**EXERCISE DETAILS**
Please write out the complete listing that follows, exactly as it reads.

**DATA SEGMENT**
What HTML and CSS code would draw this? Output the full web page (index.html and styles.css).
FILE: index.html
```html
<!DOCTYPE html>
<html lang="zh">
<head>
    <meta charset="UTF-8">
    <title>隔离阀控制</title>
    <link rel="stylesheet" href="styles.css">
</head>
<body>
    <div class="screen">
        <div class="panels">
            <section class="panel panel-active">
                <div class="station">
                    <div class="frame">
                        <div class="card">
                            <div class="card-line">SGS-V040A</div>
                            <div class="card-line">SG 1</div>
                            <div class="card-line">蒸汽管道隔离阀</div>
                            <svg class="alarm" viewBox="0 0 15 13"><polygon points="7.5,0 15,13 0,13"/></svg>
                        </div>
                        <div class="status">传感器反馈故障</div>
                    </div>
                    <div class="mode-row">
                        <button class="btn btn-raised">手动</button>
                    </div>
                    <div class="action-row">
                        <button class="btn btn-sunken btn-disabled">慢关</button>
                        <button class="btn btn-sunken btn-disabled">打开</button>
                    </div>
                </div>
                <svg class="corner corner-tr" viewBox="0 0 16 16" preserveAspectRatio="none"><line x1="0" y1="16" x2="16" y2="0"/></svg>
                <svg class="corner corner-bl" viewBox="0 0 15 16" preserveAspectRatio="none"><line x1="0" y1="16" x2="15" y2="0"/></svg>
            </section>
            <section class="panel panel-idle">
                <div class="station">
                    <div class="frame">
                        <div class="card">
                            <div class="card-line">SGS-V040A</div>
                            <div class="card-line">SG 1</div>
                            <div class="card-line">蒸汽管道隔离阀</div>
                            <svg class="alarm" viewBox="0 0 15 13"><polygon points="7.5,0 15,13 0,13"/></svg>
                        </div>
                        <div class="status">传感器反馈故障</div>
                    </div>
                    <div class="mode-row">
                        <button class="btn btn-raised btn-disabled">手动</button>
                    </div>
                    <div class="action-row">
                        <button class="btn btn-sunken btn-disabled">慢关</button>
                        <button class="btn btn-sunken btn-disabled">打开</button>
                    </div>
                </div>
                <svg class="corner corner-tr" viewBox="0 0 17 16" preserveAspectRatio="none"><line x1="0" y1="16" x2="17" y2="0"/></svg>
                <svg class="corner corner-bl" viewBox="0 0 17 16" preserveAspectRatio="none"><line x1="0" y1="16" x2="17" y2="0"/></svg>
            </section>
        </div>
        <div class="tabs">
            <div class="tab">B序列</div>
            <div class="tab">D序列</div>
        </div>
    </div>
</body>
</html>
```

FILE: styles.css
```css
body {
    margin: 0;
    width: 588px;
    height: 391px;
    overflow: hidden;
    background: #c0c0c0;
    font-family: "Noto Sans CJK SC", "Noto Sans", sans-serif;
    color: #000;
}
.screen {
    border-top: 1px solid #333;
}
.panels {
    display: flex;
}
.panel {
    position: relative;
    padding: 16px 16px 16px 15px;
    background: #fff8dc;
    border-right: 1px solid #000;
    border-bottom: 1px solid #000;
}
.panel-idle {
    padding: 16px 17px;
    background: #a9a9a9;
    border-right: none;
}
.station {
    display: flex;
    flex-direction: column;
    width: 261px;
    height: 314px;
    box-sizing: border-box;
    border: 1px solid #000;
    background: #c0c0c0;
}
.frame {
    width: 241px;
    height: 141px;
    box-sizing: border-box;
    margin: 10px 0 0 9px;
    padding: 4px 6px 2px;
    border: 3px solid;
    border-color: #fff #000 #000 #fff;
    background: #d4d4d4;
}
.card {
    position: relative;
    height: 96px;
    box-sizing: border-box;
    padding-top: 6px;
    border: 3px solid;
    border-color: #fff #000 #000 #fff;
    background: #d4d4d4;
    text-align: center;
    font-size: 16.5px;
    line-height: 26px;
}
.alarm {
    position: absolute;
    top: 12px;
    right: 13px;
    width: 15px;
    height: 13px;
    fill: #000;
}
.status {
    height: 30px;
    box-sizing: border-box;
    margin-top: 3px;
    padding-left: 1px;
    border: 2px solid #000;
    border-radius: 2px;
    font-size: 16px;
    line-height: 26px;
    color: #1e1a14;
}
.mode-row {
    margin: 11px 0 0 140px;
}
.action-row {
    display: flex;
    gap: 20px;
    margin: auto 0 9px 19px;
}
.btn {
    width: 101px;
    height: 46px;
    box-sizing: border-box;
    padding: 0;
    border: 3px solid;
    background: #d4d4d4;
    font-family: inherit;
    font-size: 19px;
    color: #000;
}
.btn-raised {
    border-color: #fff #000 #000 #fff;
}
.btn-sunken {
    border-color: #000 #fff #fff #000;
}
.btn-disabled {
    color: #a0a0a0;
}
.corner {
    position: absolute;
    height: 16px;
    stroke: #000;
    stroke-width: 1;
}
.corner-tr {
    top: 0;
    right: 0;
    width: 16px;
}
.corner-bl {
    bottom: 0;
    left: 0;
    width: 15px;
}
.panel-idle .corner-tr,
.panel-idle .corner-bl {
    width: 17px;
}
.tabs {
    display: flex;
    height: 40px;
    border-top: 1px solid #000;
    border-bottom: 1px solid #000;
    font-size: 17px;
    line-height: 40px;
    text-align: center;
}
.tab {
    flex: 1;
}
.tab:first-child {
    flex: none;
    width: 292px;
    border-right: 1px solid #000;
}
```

**RIGHT ANSWER**
What HTML and CSS code would draw this? Output the full web page (index.html and styles.css).
FILE: index.html
```html
<!DOCTYPE html>
<html lang="zh">
<head>
    <meta charset="UTF-8">
    <title>隔离阀控制</title>
    <link rel="stylesheet" href="styles.css">
</head>
<body>
    <div class="screen">
        <div class="panels">
            <section class="panel panel-active">
                <div class="station">
                    <div class="frame">
                        <div class="card">
                            <div class="card-line">SGS-V040A</div>
                            <div class="card-line">SG 1</div>
                            <div class="card-line">蒸汽管道隔离阀</div>
                            <svg class="alarm" viewBox="0 0 15 13"><polygon points="7.5,0 15,13 0,13"/></svg>
                        </div>
                        <div class="status">传感器反馈故障</div>
                    </div>
                    <div class="mode-row">
                        <button class="btn btn-raised">手动</button>
                    </div>
                    <div class="action-row">
                        <button class="btn btn-sunken btn-disabled">慢关</button>
                        <button class="btn btn-sunken btn-disabled">打开</button>
                    </div>
                </div>
                <svg class="corner corner-tr" viewBox="0 0 16 16" preserveAspectRatio="none"><line x1="0" y1="16" x2="16" y2="0"/></svg>
                <svg class="corner corner-bl" viewBox="0 0 15 16" preserveAspectRatio="none"><line x1="0" y1="16" x2="15" y2="0"/></svg>
            </section>
            <section class="panel panel-idle">
                <div class="station">
                    <div class="frame">
                        <div class="card">
                            <div class="card-line">SGS-V040A</div>
                            <div class="card-line">SG 1</div>
                            <div class="card-line">蒸汽管道隔离阀</div>
                            <svg class="alarm" viewBox="0 0 15 13"><polygon points="7.5,0 15,13 0,13"/></svg>
                        </div>
                        <div class="status">传感器反馈故障</div>
                    </div>
                    <div class="mode-row">
                        <button class="btn btn-raised btn-disabled">手动</button>
                    </div>
                    <div class="action-row">
                        <button class="btn btn-sunken btn-disabled">慢关</button>
                        <button class="btn btn-sunken btn-disabled">打开</button>
                    </div>
                </div>
                <svg class="corner corner-tr" viewBox="0 0 17 16" preserveAspectRatio="none"><line x1="0" y1="16" x2="17" y2="0"/></svg>
                <svg class="corner corner-bl" viewBox="0 0 17 16" preserveAspectRatio="none"><line x1="0" y1="16" x2="17" y2="0"/></svg>
            </section>
        </div>
        <div class="tabs">
            <div class="tab">B序列</div>
            <div class="tab">D序列</div>
        </div>
    </div>
</body>
</html>
```

FILE: styles.css
```css
body {
    margin: 0;
    width: 588px;
    height: 391px;
    overflow: hidden;
    background: #c0c0c0;
    font-family: "Noto Sans CJK SC", "Noto Sans", sans-serif;
    color: #000;
}
.screen {
    border-top: 1px solid #333;
}
.panels {
    display: flex;
}
.panel {
    position: relative;
    padding: 16px 16px 16px 15px;
    background: #fff8dc;
    border-right: 1px solid #000;
    border-bottom: 1px solid #000;
}
.panel-idle {
    padding: 16px 17px;
    background: #a9a9a9;
    border-right: none;
}
.station {
    display: flex;
    flex-direction: column;
    width: 261px;
    height: 314px;
    box-sizing: border-box;
    border: 1px solid #000;
    background: #c0c0c0;
}
.frame {
    width: 241px;
    height: 141px;
    box-sizing: border-box;
    margin: 10px 0 0 9px;
    padding: 4px 6px 2px;
    border: 3px solid;
    border-color: #fff #000 #000 #fff;
    background: #d4d4d4;
}
.card {
    position: relative;
    height: 96px;
    box-sizing: border-box;
    padding-top: 6px;
    border: 3px solid;
    border-color: #fff #000 #000 #fff;
    background: #d4d4d4;
    text-align: center;
    font-size: 16.5px;
    line-height: 26px;
}
.alarm {
    position: absolute;
    top: 12px;
    right: 13px;
    width: 15px;
    height: 13px;
    fill: #000;
}
.status {
    height: 30px;
    box-sizing: border-box;
    margin-top: 3px;
    padding-left: 1px;
    border: 2px solid #000;
    border-radius: 2px;
    font-size: 16px;
    line-height: 26px;
    color: #1e1a14;
}
.mode-row {
    margin: 11px 0 0 140px;
}
.action-row {
    display: flex;
    gap: 20px;
    margin: auto 0 9px 19px;
}
.btn {
    width: 101px;
    height: 46px;
    box-sizing: border-box;
    padding: 0;
    border: 3px solid;
    background: #d4d4d4;
    font-family: inherit;
    font-size: 19px;
    color: #000;
}
.btn-raised {
    border-color: #fff #000 #000 #fff;
}
.btn-sunken {
    border-color: #000 #fff #fff #000;
}
.btn-disabled {
    color: #a0a0a0;
}
.corner {
    position: absolute;
    height: 16px;
    stroke: #000;
    stroke-width: 1;
}
.corner-tr {
    top: 0;
    right: 0;
    width: 16px;
}
.corner-bl {
    bottom: 0;
    left: 0;
    width: 15px;
}
.panel-idle .corner-tr,
.panel-idle .corner-bl {
    width: 17px;
}
.tabs {
    display: flex;
    height: 40px;
    border-top: 1px solid #000;
    border-bottom: 1px solid #000;
    font-size: 17px;
    line-height: 40px;
    text-align: center;
}
.tab {
    flex: 1;
}
.tab:first-child {
    flex: none;
    width: 292px;
    border-right: 1px solid #000;
}
```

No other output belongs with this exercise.